While not a language, Enochian also isn’t random. Words mean the
same things consistently, and vocabulary is rarely mixed up. If Kelley or
Dee fabricated Enochian, they did so very, very carefully—and if they did so, why not be just as careful about grammar? What Enochian appears to be is not a language but a sort of complex substitution code
called a relexification. In a relexification, words from one language are
replaced with different, or made up, words. One famous example of a relexification code is that used by Navajo code talkers during World War II. Navajo speakers were hired by the military to replace common and important words with Navajo code phrases. Such a code is incredibly difficult to break; one needs to collect a large number of messages and link
them to various contexts to break the code, and by then the relexification could be changed. While it has been suggested that Dee developed
Enochian for just this purpose, there is exactly zero evidence that he ever
used the language to spy or pass messages, and there simply isn’t enough
of the language to do either. Plus, the language lacks some important
words a spy might need—no words for soldier or war, for example.

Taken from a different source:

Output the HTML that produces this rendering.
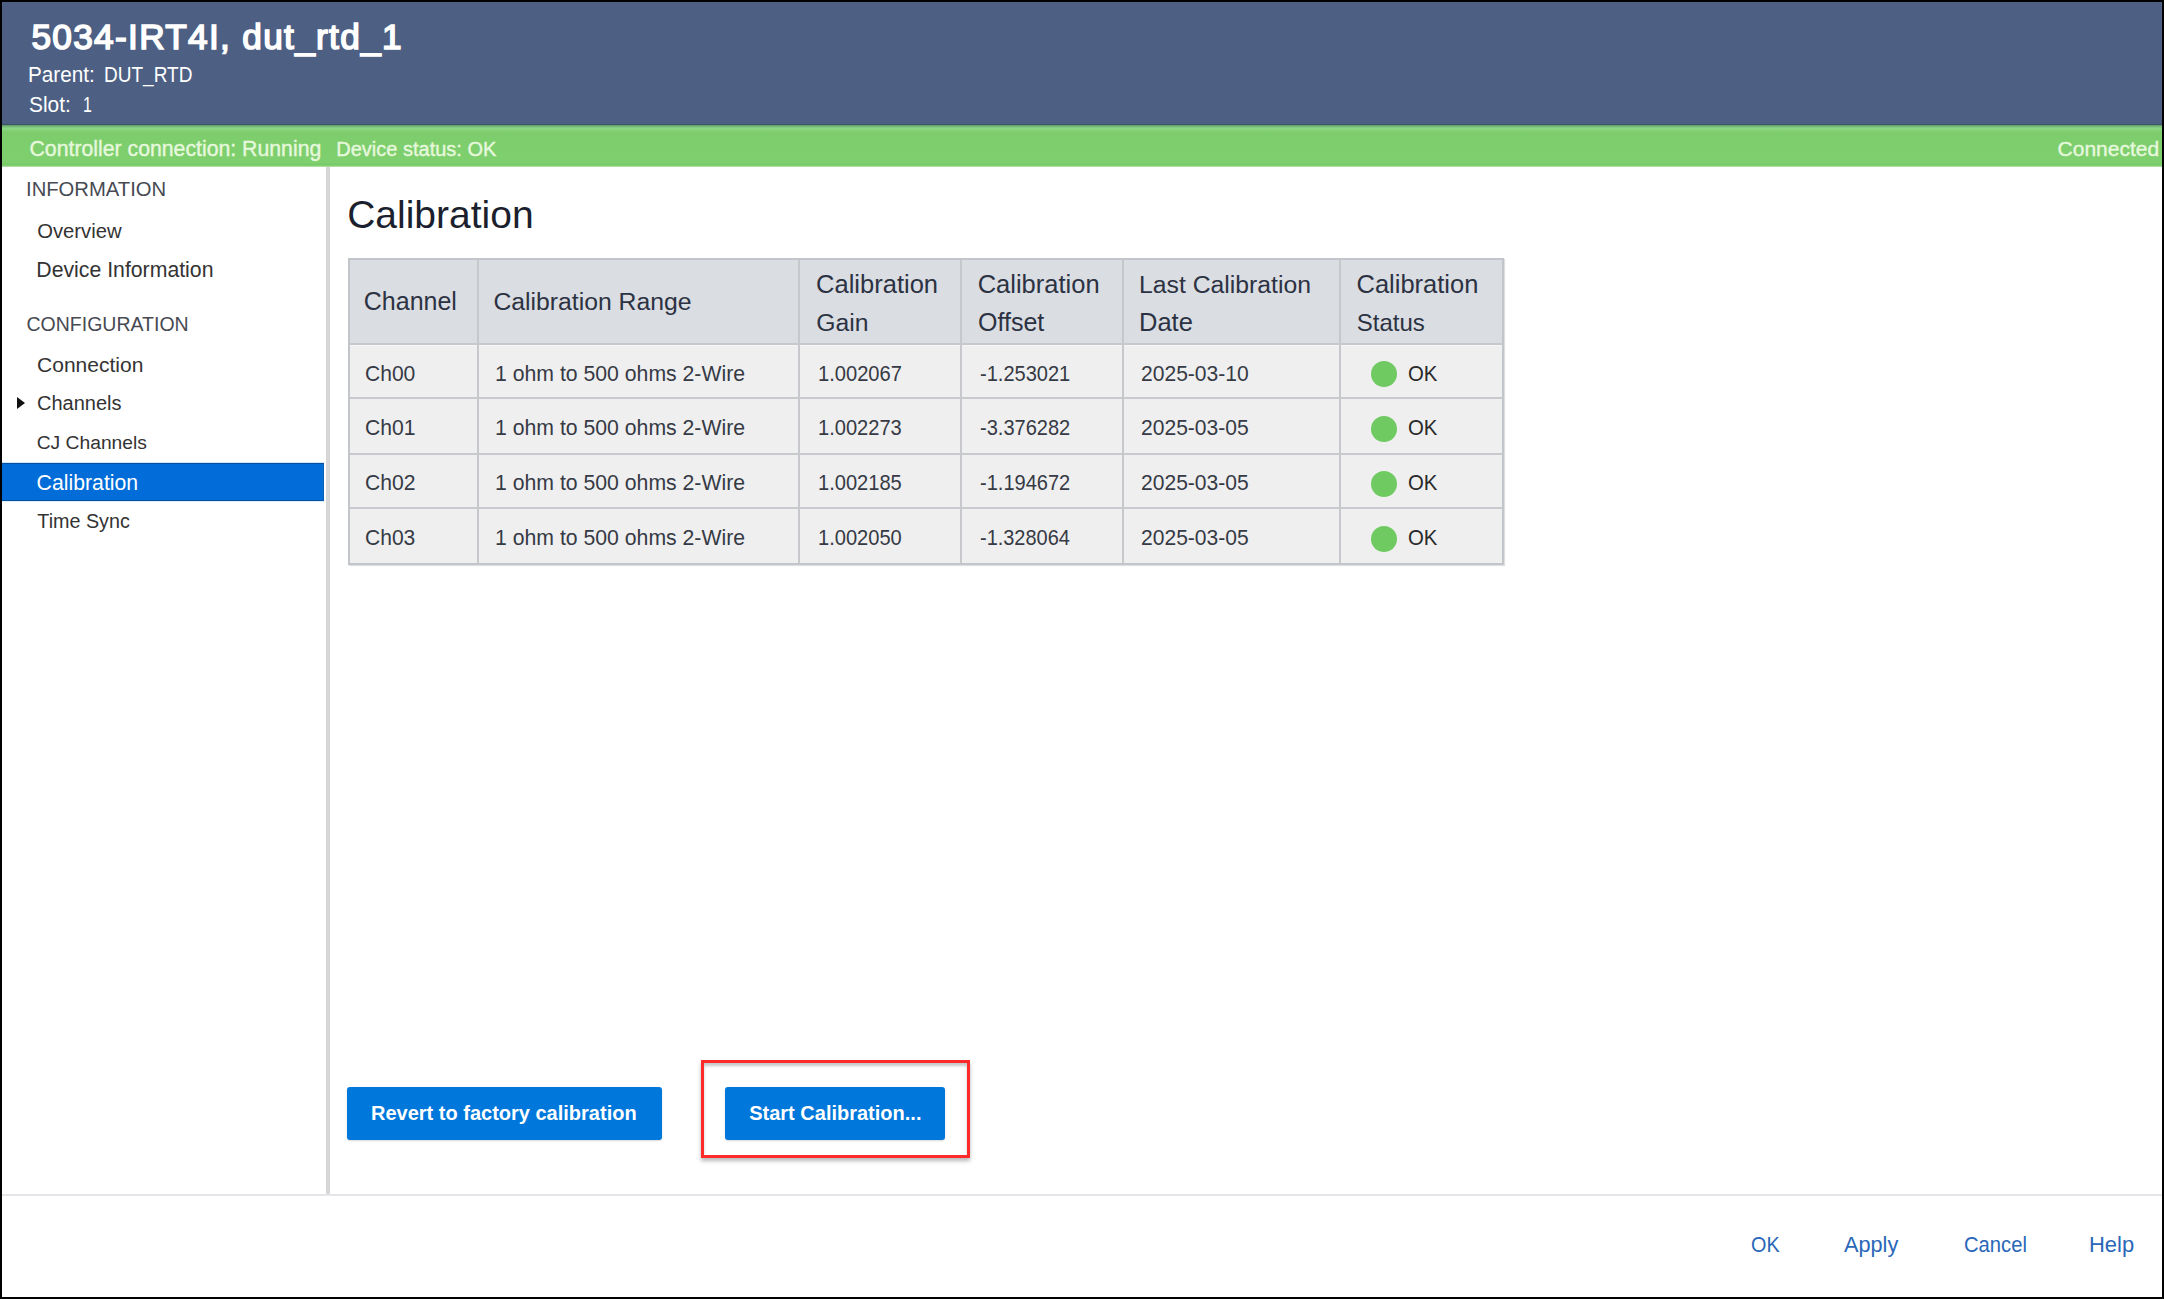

So that raises the second question: what’s the purpose of this language? The angels, if they just wanted to transmit a grimoire, could have
transmitted the tablets and the means of drawing names from them, and
left the keys out of it or provided them in English. Yet the angels seem to
focus, largely, on the question of the language. They want Dee to learn
it. To what end? Donald Tyson suggests that the keys may have been a
means of bringing about the end of the world, or immanentizing the
eschaton (speeding up the end of the age), as some might put it. What
he overlooks is the fact that while the keys are filled with apocalyptic
language, they are no more filled with such images than sermons of the
time, and even sermons stretching back to the beginning of written English. There’s a long tradition, in other words, of apocalyptic writing in
English; Dee and Kelley’s Enochian keys hardly stand out in the genre.
While an interesting idea to "conjure with," there’s simply not much reason to think so other than the eschatological imagery of the keys themselves, which are common in the religious literature of the time.
Dee frequently asked about a book he had in his possession, filled
with similar tablets, that he suggested might come from Adam’s own
hand. The angels eventually reluctantly agree that, in fact, that book
descends from Adam, as does, they say, the Enochian language. In this
is the key of the language: the angels mean it to be a primal code for interpreting the magical world. Just as Adam defined his relationship to
the animals with a series of labels, so Dee is—I suggest—to define his
relationship to the world with a similar series. The keys are the beginning of that redefinition. Yet the language is incomplete, and the means
by which the angels transmit it guarantees that it could not be finished
before Dee’s eventual death. If, indeed, Dee was in contact with some
sort of supernatural entities, they must have had something else in mind.
Tyson convincingly argues that Dee was not the one who was supposed
to complete the work of Enochian.2 He doesn’t suggest who might be.
That, of course, raises the question: is the origin of Enochian supernatural or human? While most scholars would argue that Kelley deceived
Dee and created Enochian himself, I come down on the side of at least
some supernatural influence. Kelley frequently didn’t understand what
was going on. He would often ask the angels questions about alchemy,
which they were loath to answer. Kelley knew little Latin and no Greek.
On one occasion he carried on a long conversation in Greek, which he
didn’t understand. In another, he created a complex Latin acrostic, something difficult to do with a language you don’t know well. Furthermore,
the information often channeled by the angels was heretical to a degree
not seen for hundreds of years; it would have gotten both men killed if
it had been discovered, and so there’s no benefit for Kelley to fake such
heresy. On the other hand, early drafts of some diagrams had been found
on his person by Dee. Kelley explains them away with feeble excuses.
The angels also spoke in bad Latin, when they did speak in Latin. They
also contradict themselves, and in several places give blatantly wrong predictions. Often, they play up to Dee’s paranoia. Dee, however, was not
completely credulous. He called the angels on their contradictions, and
demanded independent confirmation of many claims. The most unusual
circumstance is when the angels demand that Dee and Kelley swap wives.
I've written elsewhere that I did not think they had done so; I have now
changed my mind. After examining the source material, I think there is
some veiled reference to the swap. This may have been Kelley’s attempt to get kinky; it also may have been a ploy by the angels. Even if Enochian
did come from one of their minds, what a mind to create something so
complex and yet consistent. Even the inconsistencies in grammar do not
negate the careful memorization a hoax would imply. Such a hoax would
be more work than getting an honest trade! And considering that neither
Dee nor Kelley ever made money, as far as we can tell, out of Enochian,
it would have been an elaborate hoax for little or no material gain. Dee
even locked up most of his notes, to prevent being tried for heresy. That’s
hardly the way to engineer a hoax.
1Donald Tyson, Enochian Magic for Beginners: The Original System of Angel Magic.
Woodbury, MN: Llewellyn, 2005.
2Tyson, Enochian Magic for Beginners: The Original System of Angel Magic.